Hannah (Charlotte Rampling) lives in a suburban town somewhere in French-speaking Belgium. Despite her many years (the character is presumably in her 60s or 70s), she still has to work as a cleaner and housekeeper for a bourgeoisie family with a disabled child. She is married, but the relationship is mostly uneventful. She has a dog, her biggest companion. She takes theatre lessons, which seem to offer some sort of therapy and venting outlet for an otherwise tedious existence.
Then her husband gets imprisoned. Apparently she committed a crime towards a child, and her spouse took the blame for her. Just maybe. It’s never entirely clear what really happened. She also has a estranged son. He refuses to see his own mother and even prevents her from seeing her own grandchildren. He’s very upset, presumably at the crime that she committed. Her imprisoned husband is upset at his own son, and not at his wife Hannah. Presumably because of his refusal to see his mother. I have intentionally used the word “presumably” several times in this review. This is a film that only provides viewers with fragments of reality, allowing us to pierce the pieces together in an entirely different way. Another film critic I spoke to created an entirely different version of events.

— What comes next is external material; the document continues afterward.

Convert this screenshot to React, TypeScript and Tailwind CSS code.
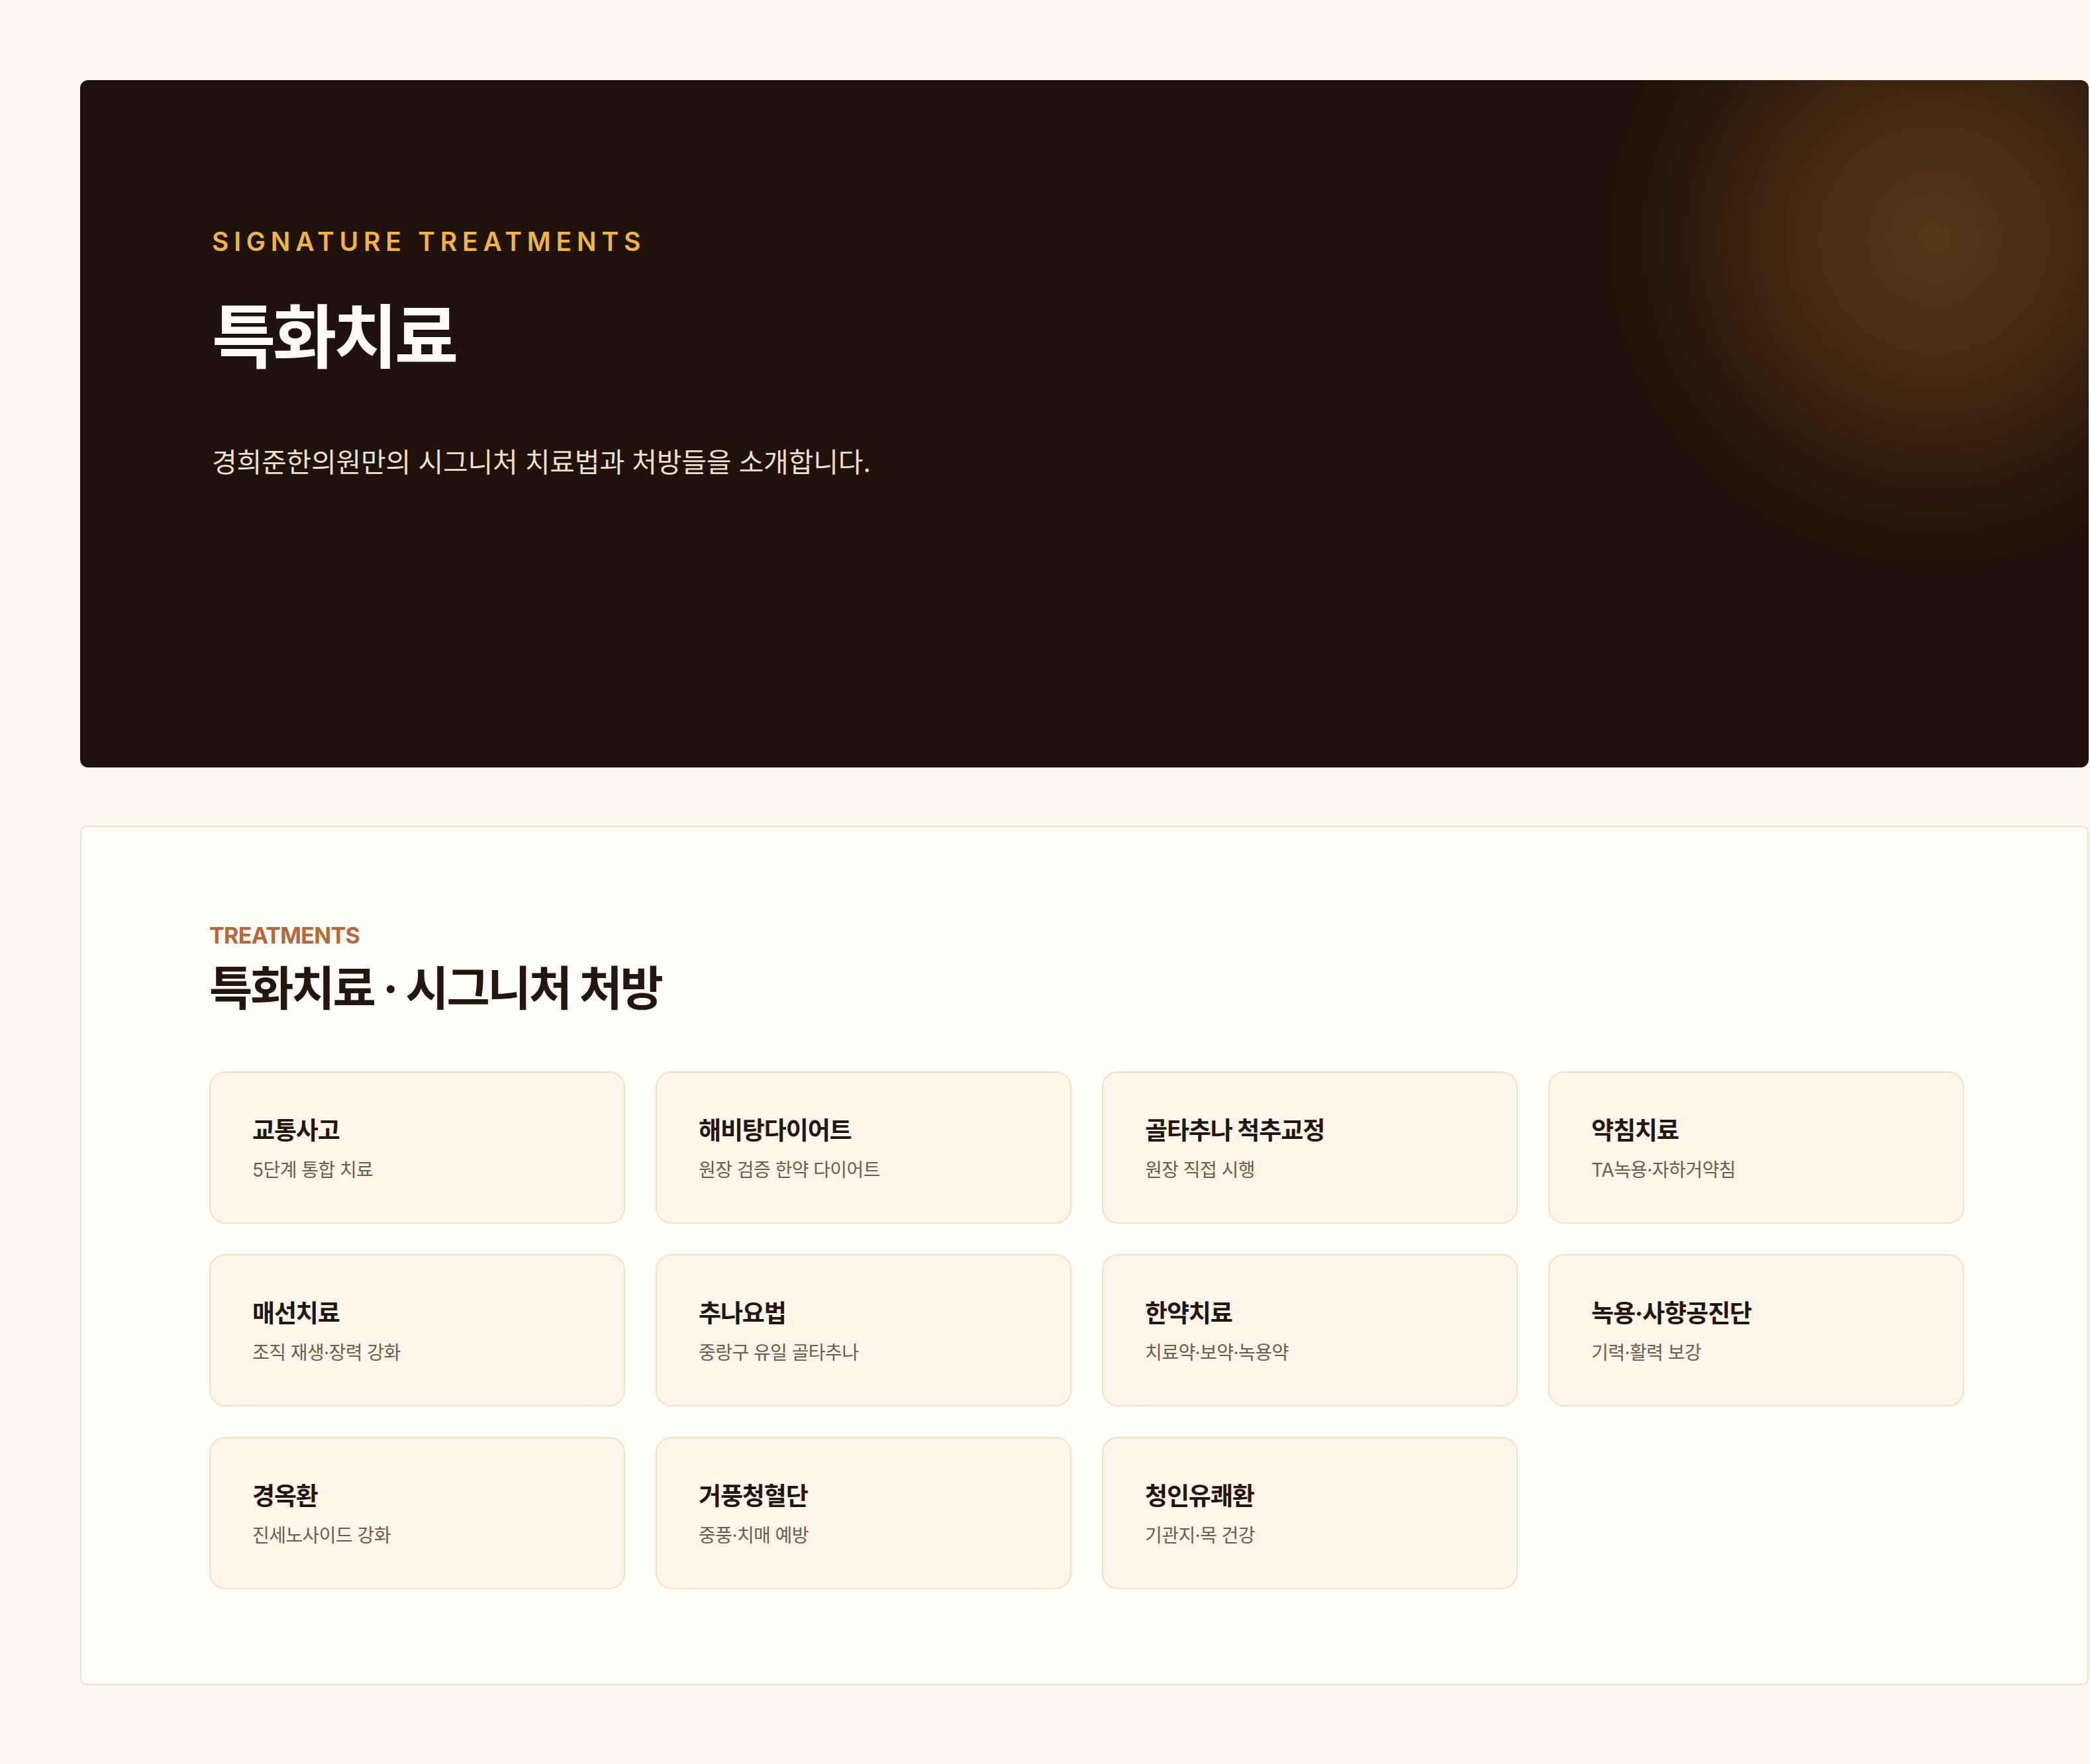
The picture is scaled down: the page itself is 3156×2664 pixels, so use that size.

Yet, this is not a detective movie. The Italian Andrea Pallaoro is not too concerned about the nature of the mysterious crime. Instead, he investigates Hannah’s personal relationships, routine, fears and ambitions. You will be asking yourself whether the plot will come full circle at the end of the movie, whether the relative equilibrium in Hannah’s life will be restored, whether the crime will be revealed or not. The intentionally monotonous and languid pace of the film suggest an all-too-European open ending. Will Pallaoro surprise us with a shock revelation, or will the questions be left unanswered? Of course I won spoil the ending for you. The last sequence of the film (and I was informed that two endings were initially made) takes place in the metro, and it’s very powerful exactly as it is.
In a way, Hannah is a neighbour that we all have. Or someone you see on the metro/Tube. We dislike and pity her in equal measures, while only knowing fragments of her life. Pallaoro emphasises our alienation with the constant use of slanted angles, mirrors and blurred surfaces (such as a steamed glass inside the slower). It’s as if she was saying to viewers: “you are taking very partial, subjective look into a stranger’s life. She’s fallible and she deserves our compassion, just like any human being on Earth”.
The camera is almost entirely static, except for a sequence in the public swimming pool and the final one in the metro. It reminded me a lot of Ulrich Seidl. The gaze remains motionless and firm, the action is subtle, yet the sentiments are rampant. Subtlety and simplicity speak louder than technical wizardry and myriads of twists.
The 70-year-old British actress is magnificent. She hollers and moans in her theatre class, in the very first sequence of the film. She does it again later in the second half of the movie as she breaks down in a public toilet cubicle (this time she isn’t acting, she’s having a real meltdown). She longs for her husband’s body in bed (this will ring a bell with those who watched Rampling’s character erotically fantasising about her missing husband in Francois Ozon’s Under The Sand, 2000). All extremely convincing and moving.
Hannah screened in the main competition section of the 74th Venice International Film Festival, where Charlotte Rampling won the Volpi Cup for Best Actress in 2017. It is out in cinemas across the UK on Friday, March 1st.